I’ve used substr here so that I can show that it has the same usage as mb_substr, which generally operates on UTF-8 characters. The idiomatic PHP for iterating over a multi-byte string one character at a time would be:

<?php
// Make a test string
$testString = str_repeat('a', 60000);
// Loop through test string
$len = mb_strlen($testString);
for($i = 0; $i < $len; $i++) {
  $c = mb_substr($testString, $i, 1);
  // Do work on $c
  // ...
}

Since mb_substr needs to parse UTF-8 from the start of the string each time it is called, the second snippet runs in polynomial time, where the snippet that calls substr in a loop is linear.

With a few kilobytes of input, this makes mb_substr unacceptably slow.

substr: 0.03 seconds, mb_substr: 4.23 seconds

Averaging over 10 runs, the mb_substr snippet takes 4.23 seconds, while the snippet using substr takes 0.03 seconds.

What people should do

Split your strings into bytes or characters before you iterate, and write methods which operate on arrays rather than strings.

You can use str_split to iterate over bytes:

<?php
// Make a test string
$testString = str_repeat('a', 60000);
// Loop through test string
$testArray = str_split($testString);
$len = count($testArray);
for($i = 0; $i < $len; $i++) {
  $c = $testArray[$i];
  // Do work on $c
  // ...
}

And for unicode strings, use preg_split. I learned about this trick from StackOverflow, but it might not be the fastest way. Please leave a comment if you have an alternative!

<?php
// Make a test string
$testString = str_repeat('a', 60000);
// Loop through test string
$testArray = preg_split('//u', $testString, -1, PREG_SPLIT_NO_EMPTY);
$len = count($testArray);
for($i = 0; $i < $len; $i++) {
  $c = $testArray[$i];
  // Do work on $c
  // ...
}

By converting the string to an array, you can pay the penalty of decoding the UTF-8 up-front. This is a few milliseconds at the start of the script, rather than a few milliseconds each time you need to read a character.

str_split: 0.0097s, preg_split: 0.0160s

After discovering this faster alternative to mb_substr, I systematically removed every mb_substr and mb_strlen from the code I was working on.

Lesson 5: Optimize for the most common case

Around 50% of the remaining runtime was spent in a method which expanded templates.

To parse wikitext, you first need to expand templates, which involves detecting tags like {{ template-name | foo=bar }} and <noinclude></noinclude>.

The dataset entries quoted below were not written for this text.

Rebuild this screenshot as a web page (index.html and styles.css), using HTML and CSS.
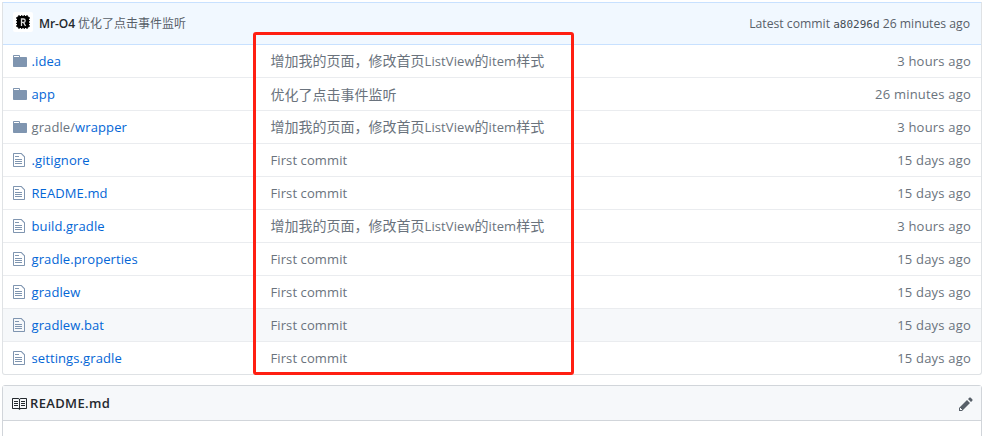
FILE: index.html
```html
<!DOCTYPE html>
<html lang="zh-CN">
<head>
<meta charset="utf-8">
<title>Repository files</title>
<link rel="stylesheet" href="styles.css">
</head>
<body>
<svg class="defs" aria-hidden="true">
  <symbol id="folder" viewBox="0 0 14 16"><path fill-rule="evenodd" d="M13 4H7V3c0-.66-.31-1-1-1H1c-.55 0-1 .45-1 1v10c0 .55.45 1 1 1h12c.55 0 1-.45 1-1V5c0-.55-.45-1-1-1zM6 4H1V3h5v1z"/></symbol>
  <symbol id="file" viewBox="0 0 12 16"><path fill-rule="evenodd" d="M6 5H2V4h4v1zM2 8h7V7H2v1zm0 2h7V9H2v1zm0 2h7v-1H2v1zm10-7.500V14c0 .55-.45 1-1 1H1c-.55 0-1-.45-1-1V2c0-.55.45-1 1-1h7.500L12 4.500zM11 5L8 2H1v12h10V5z"/></symbol>
</svg>
<main class="page">
  <section class="files">
    <header class="commit">
      <svg class="avatar" viewBox="0 0 20 20"><rect width="20" height="20" rx="2" fill="#fff"/><path d="M6 3v14M8.700 3v14M11.300 3v14M14 3v14M3 6h14M3 8.700h14M3 11.300h14M3 14h14" stroke="#222" stroke-width="1.300"/><rect x="4" y="4" width="12" height="12" rx="2" fill="#000"/><path d="M8.500 14V7h2q1.700 0 1.700 1.700t-1.700 1.700h-2m2 0 2 3.600" fill="none" stroke="#ddd" stroke-width="1.300"/></svg>
      <b class="author">Mr-O4</b>
      <span class="title">优化了点击事件监听</span>
      <span class="latest">Latest commit <code>a80296d</code> <span>26 minutes ago</span></span>
    </header>
    <div class="row"><svg class="icon folder"><use href="#folder"/></svg><a class="name">.idea</a><span class="message"><i>增加我的页面，修改首页</i><span class="word">ListView</span><i>的</i><span class="word">item</span><i>样式</i></span><time>3 hours ago</time></div>
    <div class="row"><svg class="icon folder"><use href="#folder"/></svg><a class="name">app</a><span class="message"><i>优化了点击事件监听</i></span><time>26 minutes ago</time></div>
    <div class="row"><svg class="icon folder"><use href="#folder"/></svg><a class="name"><span class="parent">gradle/</span>wrapper</a><span class="message"><i>增加我的页面，修改首页</i><span class="word">ListView</span><i>的</i><span class="word">item</span><i>样式</i></span><time>3 hours ago</time></div>
    <div class="row"><svg class="icon file"><use href="#file"/></svg><a class="name">.gitignore</a><span class="message">First commit</span><time>15 days ago</time></div>
    <div class="row"><svg class="icon file"><use href="#file"/></svg><a class="name">README.md</a><span class="message">First commit</span><time>15 days ago</time></div>
    <div class="row"><svg class="icon file"><use href="#file"/></svg><a class="name">build.gradle</a><span class="message"><i>增加我的页面，修改首页</i><span class="word">ListView</span><i>的</i><span class="word">item</span><i>样式</i></span><time>3 hours ago</time></div>
    <div class="row"><svg class="icon file"><use href="#file"/></svg><a class="name">gradle.properties</a><span class="message">First commit</span><time>15 days ago</time></div>
    <div class="row"><svg class="icon file"><use href="#file"/></svg><a class="name">gradlew</a><span class="message">First commit</span><time>15 days ago</time></div>
    <div class="row active"><svg class="icon file"><use href="#file"/></svg><a class="name">gradlew.bat</a><span class="message">First commit</span><time>15 days ago</time></div>
    <div class="row"><svg class="icon file"><use href="#file"/></svg><a class="name">settings.gradle</a><span class="message">First commit</span><time>15 days ago</time></div>
  </section>
  <section class="readme">
    <header class="readme-head">
      <svg class="book" viewBox="0 0 16 16"><path fill-rule="evenodd" d="M3 5h4v1H3V5zm0 3h4V7H3v1zm0 2h4V9H3v1zm11-5h-4v1h4V5zm0 2h-4v1h4V7zm0 2h-4v1h4V9zm2-6v9c0 .55-.45 1-1 1H9.500l-1 1-1-1H2c-.55 0-1-.45-1-1V3c0-.55.45-1 1-1h5.500l1 1 1-1H15c.55 0 1 .45 1 1zm-8 .5L7.500 3H2v9h6V3.500zm7-.5H9.500l-.5.500V12h6V3z"/></svg>
      <h3>README.md</h3>
      <svg class="pencil" viewBox="0 0 14 16"><path fill-rule="evenodd" d="M0 12v3h3l8-8-3-3-8 8zm3 2H1v-2h1v1h1v1zm10.300-9.300L12 6 9 3l1.300-1.300a.996.996 0 0 1 1.410 0l1.590 1.590c.39.390.39 1.020 0 1.410z"/></svg>
    </header>
  </section>
  <div class="highlight"></div>
</main>
</body>
</html>
```
FILE: styles.css
```css
* { box-sizing: border-box; }
body {
  margin: 0;
  background: #fff;
  color: #6a737d;
  font: 13px/20px "Open Sans", "Noto Sans CJK SC", sans-serif;
  overflow: hidden;
}
.defs { display: none; }
.page { position: relative; height: 436px; padding: 2px 8px 0 2px; overflow: hidden; }
.files { border: 1px solid #dfe2e5; border-top: 0; border-radius: 0 0 3px 3px; overflow: hidden; }
.commit {
  display: flex;
  align-items: center;
  height: 43px;
  margin: 0 -1px;
  padding: 0 11px 0 11px;
  background: #f1f8ff;
  border: 1px solid #c8e1ff;
  border-left-color: #dfe2e5;
  color: #586069;
}
.avatar { width: 20px; height: 20px; margin: -3px 6px 0 -1px; }
.author { color: #24292e; font-size: 12px; font-weight: 600; letter-spacing: -0.1px; margin: 1px 3px 0 0; }
.title { font-size: 12px; margin-top: 1px; }
.latest { margin: 1px 0 0 auto; font-size: 12.200px; white-space: nowrap; }
code { font: 11px "DejaVu Sans Mono", monospace; color: #444d56; }
.row {
  display: flex;
  align-items: center;
  height: 33px;
  padding: 0 10px 0 10px;
  border-bottom: 1px solid #eaecef;
}
.row:last-child { height: 32px; border-bottom: 0; }
.active { background: #f6f8fa; }
.icon { flex: none; height: 16px; fill: #7f95b0; }
.folder { width: 14px; margin-right: 4.500px; }
.file { width: 12px; margin-right: 6.500px; }
.name { width: 239px; color: #0366d6; white-space: nowrap; letter-spacing: 0.100px; }
.parent { color: #6a737d; }
.message { display: flex; letter-spacing: 0.100px; }
.message i { font: 14px/18px "Noto Sans CJK SC", sans-serif; letter-spacing: 0; }
time { margin-left: auto; letter-spacing: 0.200px; }
.readme { margin-top: 10px; height: 60px; border: 1px solid #d1d5da; border-radius: 3px 3px 0 0; }
.readme-head {
  display: flex;
  align-items: center;
  height: 35px;
  padding: 0 8px 0 8px;
  background: #f6f8fa;
  border-bottom: 1px solid #d1d5da;
  color: #24292e;
}
.book { width: 16px; height: 16px; margin: 2px 3px 0 0; fill: #24292e; }
h3 { margin: 0; font-size: 13px; font-weight: 600; letter-spacing: 0.350px; }
.pencil { width: 14px; height: 16px; margin: 1px 0 0 auto; fill: #586069; }
.highlight {
  position: absolute;
  left: 253px;
  top: 32px;
  width: 321px;
  height: 343px;
  border: 3px solid #ff1f12;
  border-radius: 3px;
}
```
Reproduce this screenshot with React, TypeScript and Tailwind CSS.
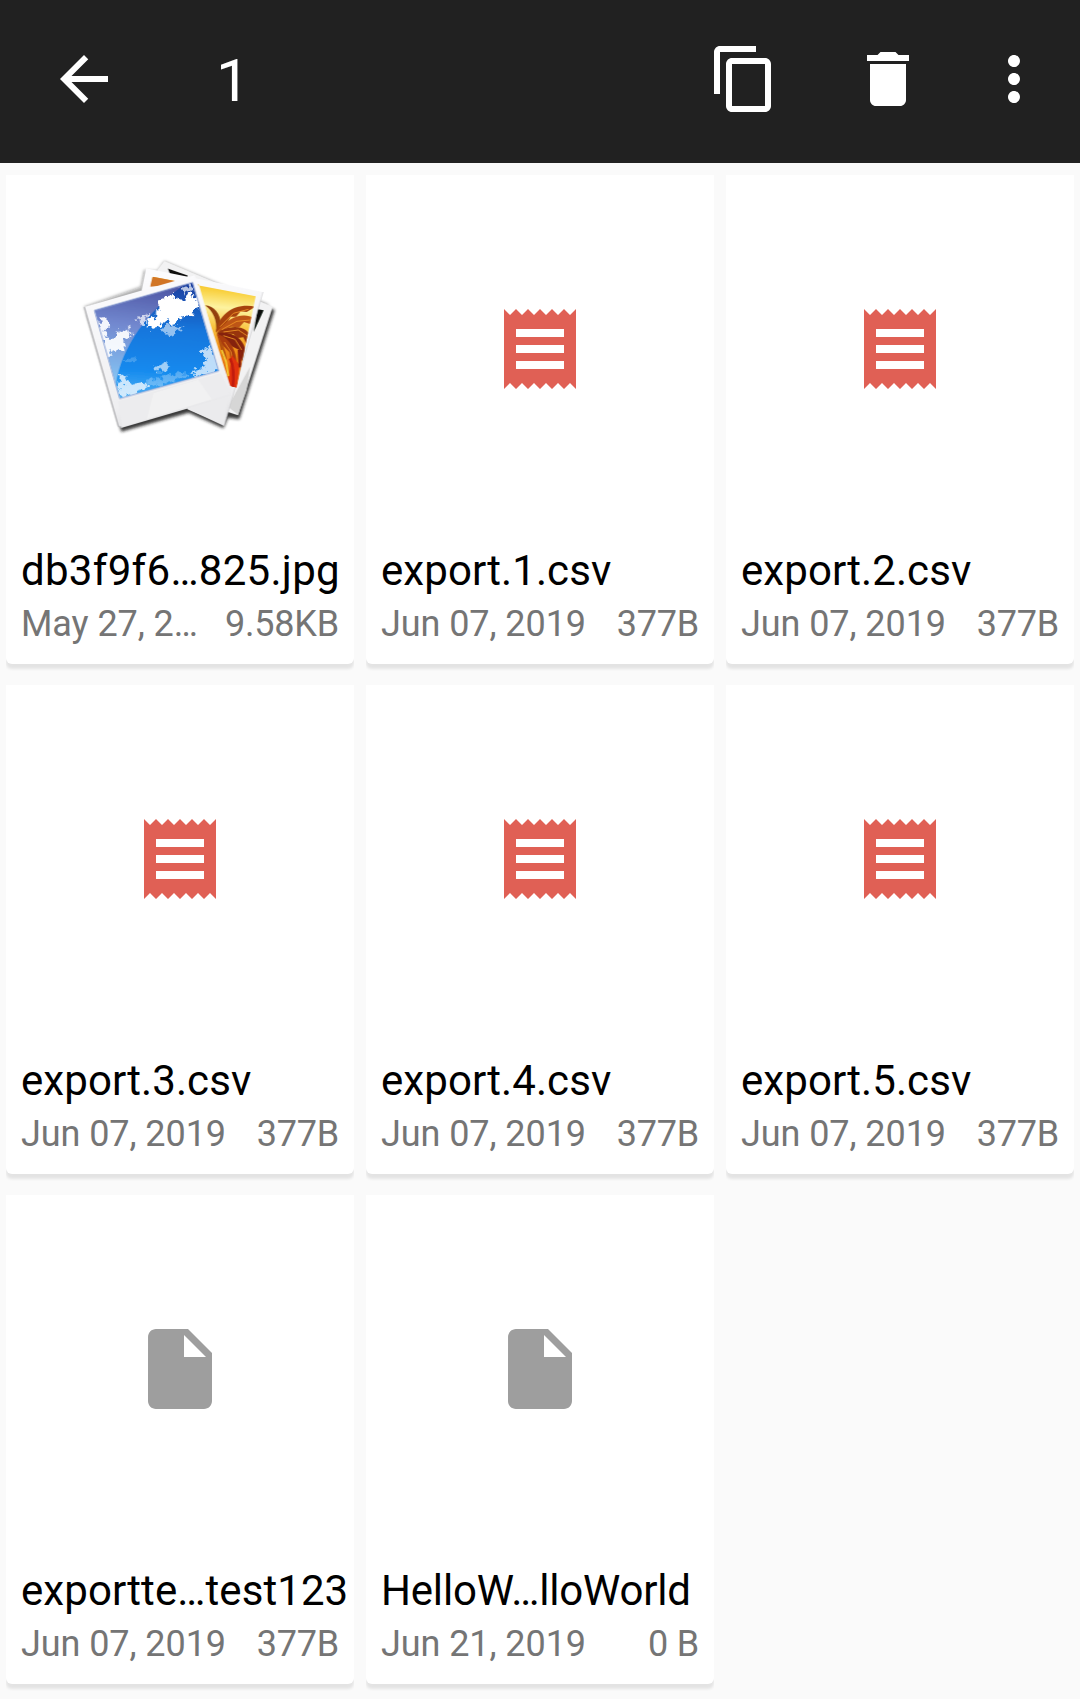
import React from "react";

type FileItem = {
  name: string;
  date: string;
  size: string;
  kind: "photo" | "csv" | "file";
  nameTracking: string;
};

const files: FileItem[] = [
  { name: "db3f9f6…825.jpg", date: "May 27, 2…", size: "9.58KB", kind: "photo", nameTracking: "tracking-[0.3px]" },
  { name: "export.1.csv", date: "Jun 07, 2019", size: "377B", kind: "csv", nameTracking: "tracking-[0.08px]" },
  { name: "export.2.csv", date: "Jun 07, 2019", size: "377B", kind: "csv", nameTracking: "tracking-[0.08px]" },
  { name: "export.3.csv", date: "Jun 07, 2019", size: "377B", kind: "csv", nameTracking: "tracking-[0.08px]" },
  { name: "export.4.csv", date: "Jun 07, 2019", size: "377B", kind: "csv", nameTracking: "tracking-[0.08px]" },
  { name: "export.5.csv", date: "Jun 07, 2019", size: "377B", kind: "csv", nameTracking: "tracking-[0.08px]" },
  { name: "exportte…test123", date: "Jun 07, 2019", size: "377B", kind: "file", nameTracking: "tracking-[0.08px]" },
  { name: "HelloW…lloWorld", date: "Jun 21, 2019", size: "0 B", kind: "file", nameTracking: "tracking-[-0.18px]" },
];

function Icon({ d, className }: { d: string; className: string }) {
  return (
    <svg viewBox="0 0 24 24" fill="currentColor" className={className}>
      <path d={d} />
    </svg>
  );
}

const BACK = "M20 11H7.83l5.59-5.59L12 4l-8 8 8 8 1.41-1.41L7.83 13H20v-2z";
const COPY =
  "M16 1H4c-1.1 0-2 .9-2 2v14h2V3h12V1zm3 4H8c-1.1 0-2 .9-2 2v14c0 1.1.9 2 2 2h11c1.1 0 2-.9 2-2V7c0-1.1-.9-2-2-2zm0 16H8V7h11v14z";
const TRASH = "M6 19c0 1.1.9 2 2 2h8c1.1 0 2-.9 2-2V7H6v12zM19 4h-3.5l-1-1h-5l-1 1H5v2h14V4z";
const MORE =
  "M12 8c1.1 0 2-.9 2-2s-.9-2-2-2-2 .9-2 2 .9 2 2 2zm0 2c-1.1 0-2 .9-2 2s.9 2 2 2 2-.9 2-2-.9-2-2-2zm0 6c-1.1 0-2 .9-2 2s.9 2 2 2 2-.9 2-2-.9-2-2-2z";
const RECEIPT =
  "M18 17H6v-2h12v2zm0-4H6v-2h12v2zm0-4H6V7h12v2zM3 22l1.5-1.5L6 22l1.5-1.5L9 22l1.5-1.5L12 22l1.5-1.5L15 22l1.5-1.5L18 22l1.5-1.5L21 22V2l-1.5 1.5L18 2l-1.5 1.5L15 2l-1.5 1.5L12 2l-1.5 1.5L9 2 7.5 3.5 6 2 4.5 3.5 3 2v20z";
const FILE =
  "M6 2c-1.1 0-1.99.9-1.99 2L4 20c0 1.1.89 2 1.99 2H18c1.1 0 2-.9 2-2V8l-6-6H6zm7 7V3.5L18.5 9H13z";

function PhotoStack() {
  return (
    <svg viewBox="0 0 660 570" className="h-[190px] w-[220px]">
      <defs>
        <linearGradient id="sky" x1="0.5" y1="0" x2="0.45" y2="1">
          <stop offset="0" stopColor="#1c3f9f" />
          <stop offset="0.4" stopColor="#1676dc" />
          <stop offset="0.75" stopColor="#1389ee" />
          <stop offset="1" stopColor="#4fb1f5" />
        </linearGradient>
        <linearGradient id="glare" x1="0.4" y1="0" x2="0.3" y2="1">
          <stop offset="0" stopColor="#4f58a6" />
          <stop offset="0.4" stopColor="#7288cf" />
          <stop offset="1" stopColor="#86c8f6" />
        </linearGradient>
        <linearGradient id="sunset" x1="0.55" y1="0" x2="0.45" y2="1">
          <stop offset="0" stopColor="#f3a71c" />
          <stop offset="0.12" stopColor="#f9cf3a" />
          <stop offset="0.27" stopColor="#fdf3a0" />
          <stop offset="0.45" stopColor="#f9c23c" />
          <stop offset="0.65" stopColor="#ef8a16" />
          <stop offset="1" stopColor="#d84308" />
        </linearGradient>
        <linearGradient id="paper" x1="0.4" y1="0" x2="0.6" y2="1">
          <stop offset="0" stopColor="#fbfbfd" />
          <stop offset="0.8" stopColor="#efeff1" />
          <stop offset="1" stopColor="#e2e2e4" />
        </linearGradient>
        <filter id="shade" x="-10%" y="-10%" width="120%" height="120%">
          <feGaussianBlur stdDeviation="4.5" />
        </filter>
        <filter id="soft">
          <feGaussianBlur stdDeviation="2.2" />
        </filter>
        <filter id="fluff" x="-10%" y="-10%" width="120%" height="120%">
          <feTurbulence type="fractalNoise" baseFrequency="0.06" numOctaves="3" seed="7" />
          <feDisplacementMap in="SourceGraphic" scale="34" xChannelSelector="R" yChannelSelector="G" />
          <feGaussianBlur stdDeviation="1.4" />
        </filter>
        <clipPath id="skyClip">
          <path d="M73 181 368 97 446 363 149 446Z" />
        </clipPath>
        <clipPath id="sunClip">
          <path d="M248 80 557 139 500 413 470 405 385 97 240 110Z" />
        </clipPath>
      </defs>
      {/* drop shadows */}
      <g filter="url(#shade)" fill="#181818">
        <path d="M50 190 154 545 356 488 460 535 474 503 508 508 614 180 450 110 300 380Z" opacity="0.85" />
        <path d="M283 33 262 62 222 60 212 110 42 170 70 250 300 200 600 165Z" opacity="0.35" />
      </g>
      <g filter="url(#soft)">
        {/* rear print */}
        <path d="M283 33 608 170 504 496 300 430 262 60Z" fill="#f2f2f3" />
        <path d="M298 60 352 79 302 70Z" fill="#080808" stroke="#080808" strokeWidth="5" />
        <path d="M563 178 581 181 551 246Z" fill="#07110c" />
        {/* sunset print */}
        <path d="M474 470 504 494 530 420 540 350Z" fill="#d6d6d6" />
        <path d="M228 55 579 126 462 528 352 476 215 120Z" fill="url(#paper)" />
        <path d="M579 126 462 528" stroke="#c9c9cb" strokeWidth="2" />
        <g clipPath="url(#sunClip)">
          <path d="M240 75 560 138 500 415 380 400Z" fill="url(#sunset)" />
          <path d="M240 75 330 95 240 120Z" fill="#d17528" />
          {/* palm crown */}
          <path d="M438 248C443 210 428 182 405 166 432 168 452 190 452 224Z" fill="#93400f" />
          <path d="M438 247C446 190 496 158 556 170L530 186 512 184 498 200 482 200 468 222Z" fill="#a6420e" />
          <path d="M440 247C474 200 520 186 552 204L540 222 522 216 508 232 484 230Z" fill="#bd5413" />
          <path d="M440 248C480 222 535 222 546 270L530 284 520 262 502 264 490 252Z" fill="#98350c" />
          <path d="M440 250C482 242 526 262 530 318L514 334 508 300 488 290Z" fill="#85240a" />
          <path d="M440 252C470 258 498 290 500 340L486 350 478 306 456 284Z" fill="#aa3b0b" />
          <path d="M440 252C452 272 468 296 470 330L458 320Z" fill="#b5510f" />
          <g fill="none" stroke="#f3992c" strokeWidth="3" opacity="0.85">
            <path d="M450 230 490 190 535 178" />
            <path d="M455 239 500 214 540 210" />
            <path d="M460 246 505 240 535 260" />
            <path d="M460 257 495 268 515 300" />
            <path d="M463 276 483 306 488 336" />
          </g>
          <path d="M485 315 508 345 499 414 474 404Z" fill="#e2310a" />
          <path d="M480 325C492 350 492 380 488 412" stroke="#c01d08" strokeWidth="8" fill="none" />
          <path d="M455 300 468 335 475 378" stroke="#f4c936" strokeWidth="6" fill="none" />
          <path d="M507 300 510 352" stroke="#8b1c08" strokeWidth="8" fill="none" />
        </g>
        {/* sky print */}
        <path d="M43 171 374 76 483 415 481 438 156 533 145 528Z" fill="url(#paper)" />
        <path d="M145 454 452 370 481 432 156 530Z" fill="#ececee" />
        <path d="M250 430 385 389 425 448 230 507Z" fill="#f3f3f4" opacity="0.7" />
        <path d="M352 478 474 440 462 525Z" fill="#ebebed" />
        <path d="M43 171 145 528 156 533" fill="none" stroke="#b9b9bc" strokeWidth="4" />
        <g clipPath="url(#skyClip)">
          <path d="M73 181 368 97 446 363 149 446Z" fill="url(#sky)" />
          <path d="M73 181 345 103C235 180 155 290 137 405Z" fill="url(#glare)" />
          <g filter="url(#fluff)" fill="#fff">
            <path d="M266 155 290 141 318 138 340 150 358 130 388 148 388 172 372 182 366 196 340 192 326 216 306 222 292 214 272 222 258 236 233 234 239 208 264 188Z" />
            <path d="M202 200 236 192 230 222 206 220Z" opacity="0.7" />
            <path d="M268 236 300 226 334 232 318 248 292 256Z" opacity="0.55" />
            <path d="M80 214 108 206 120 228 104 244 114 264 136 262 152 240 180 234 184 254 160 270 168 290 142 306 118 300 124 328 106 324Z" opacity="0.92" />
            <path d="M330 114 362 102 374 114 344 130Z" opacity="0.7" />
            <path d="M252 350 284 336 302 346 280 366 256 366Z" opacity="0.6" />
            <path d="M391 302 415 292 426 312 442 330 446 364 370 384 362 366 396 352 412 331Z" opacity="0.72" />
            <path d="M145 382 164 374 170 394 186 404 222 394 232 410 205 428 151 447Z" opacity="0.75" />
            <path d="M225 395 300 372 350 366 352 380 240 412Z" opacity="0.28" />
            <path d="M160 330 200 322 196 334 164 342Z" opacity="0.2" />
          </g>
        </g>
        <path d="M73 181 368 97 446 363 149 446Z" fill="none" stroke="#9cacd6" strokeWidth="3" />
      </g>
    </svg>
  );
}

function FileCard({ item }: { item: FileItem }) {
  return (
    <div className="h-[498px] overflow-hidden">
      <article className="h-[489px] rounded-b-[6px] bg-white shadow-[0_5px_3px_0_rgba(0,0,0,0.09)]">
        <div className="flex h-[348px] items-center justify-center">
          {item.kind === "photo" && (
            <div className="-mt-[8px]">
              <PhotoStack />
            </div>
          )}
          {item.kind === "csv" && <Icon d={RECEIPT} className="size-24 text-[#e06055]" />}
          {item.kind === "file" && <Icon d={FILE} className="size-24 text-[#9e9e9e]" />}
        </div>
        <div className="px-[15px] pt-[23px]">
          <h2 className={`text-[42px] leading-[50px] whitespace-nowrap text-black ${item.nameTracking}`}>
            {item.name}
          </h2>
          <div className="mt-[6px] flex justify-between text-[36px] leading-[44px] whitespace-nowrap text-[#757575]">
            <span className="tracking-[-0.08px]">{item.date}</span>
            <span className="tracking-[-0.2px]">{item.size}</span>
          </div>
        </div>
      </article>
    </div>
  );
}

export default function App() {
  return (
    <div className="h-[1699px] w-[1080px] overflow-hidden bg-[#fafafa] font-['Roboto',sans-serif]">
      <header className="flex h-[163px] items-center bg-[#212121] pr-[30px] pb-[5px] pl-12 text-white">
        <button aria-label="Back">
          <Icon d={BACK} className="size-[72px]" />
        </button>
        <span className="ml-24 pt-1 text-[60px] leading-[72px]">1</span>
        <div className="ml-auto flex">
          <button aria-label="Copy">
            <Icon d={COPY} className="size-[72px]" />
          </button>
          <button aria-label="Delete" className="ml-[72px]">
            <Icon d={TRASH} className="size-[72px]" />
          </button>
          <button aria-label="More options" className="ml-[54px]">
            <Icon d={MORE} className="size-[72px]" />
          </button>
        </div>
      </header>
      <main className="grid grid-cols-3 gap-x-3 gap-y-3 px-1.5 pt-3">
        {files.map((item) => (
          <FileCard key={item.name} item={item} />
        ))}
      </main>
    </div>
  );
}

My 40 kilobyte test file had fewer than 100 instances of { and <, | and =, so I added a short-circuit to the code to skip most of the processing, for most of the characters.

<?php
self::$preprocessorChars = [
    '<' => true,
    '=' => true,
    '|' => true,
    '{' => true
];

// ...
for ($i = 0; $i < $len; $i++) {
    $c = $textChars[$i];
    if (!isset(self::$preprocessorChars[$c])) {
        /* Fast exit for characters that do not start a tag. */
        $parsed .= $c;
        continue;
    }
   // ... Slower processing 
}

The slower processing is now avoided 99.75% of the time.

Checking for the presence of a key in a map is very fast. To illustrate, here are two examples which each branch on { and <, | and =.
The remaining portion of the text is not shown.